Where do Stars go following another loss to Golden Knights? NHL history says summer break

If you had imagined the most terrible things that could have happened to the Stars in that critical Game Three last night, all of them came true in the first seven minutes. Vegas scored just 71-seconds into the game. Veteran team captain Jamie Benn committed a flagrant and dirty foul almost immediately thereafter, earning himself an ejection and costing his team its stabilizing top line center. Jake Ottinger was pulled 7:10 into the game after giving up three goals on five shots. And it was over. As Mark Messier said on the broadcast, Vegas had broken the will of the Stars. After Max Domi’s ten-minute game misconduct was called with 21-seconds remaining in the second period, the crowd hurled garbage onto the AAC ice, forcing an early intermission. Embarrassing. All the way around.

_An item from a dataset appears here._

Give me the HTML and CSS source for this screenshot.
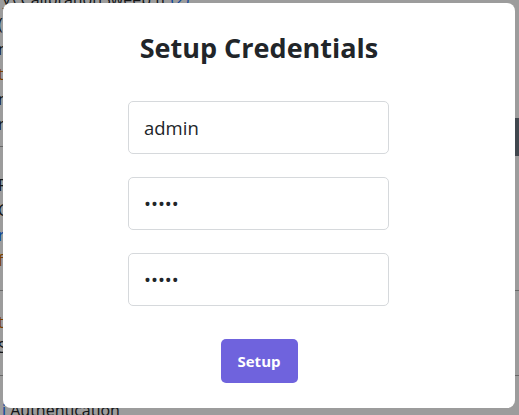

No team in NHL history has ever come from 3-0 down to win a conference championship series. It’s never happened. And we saw nothing last night that would indicate the Stars might do it. Maybe Otter played too many games in a row down the regular season stretch and he’s just worn out. Maybe the physically and emotionally draining seven game series with Seattle took it out of them. Maybe the perfect mix of experienced veterans and superstar youngsters still needs another year or two – rookie Wyatt Johnston whiffed on another wide open shot last night when the game was still close. I don’t know.

I was expecting a Stars win last night. I thought there was just as good a chance Dallas would win in a blowout or hang on in a one-goal victory. It never occurred to me they would lose. And I never would have dreamed they’d get waxed like they did.

They’ll go through the motions in Game Four tomorrow night. They might even win one for the home fans and avoid the sweep. But this thing’s over.

Looks like the Rangers are twelve games over .500 and leading the AL West. Time for me to get serious about finding a Bally Sports password.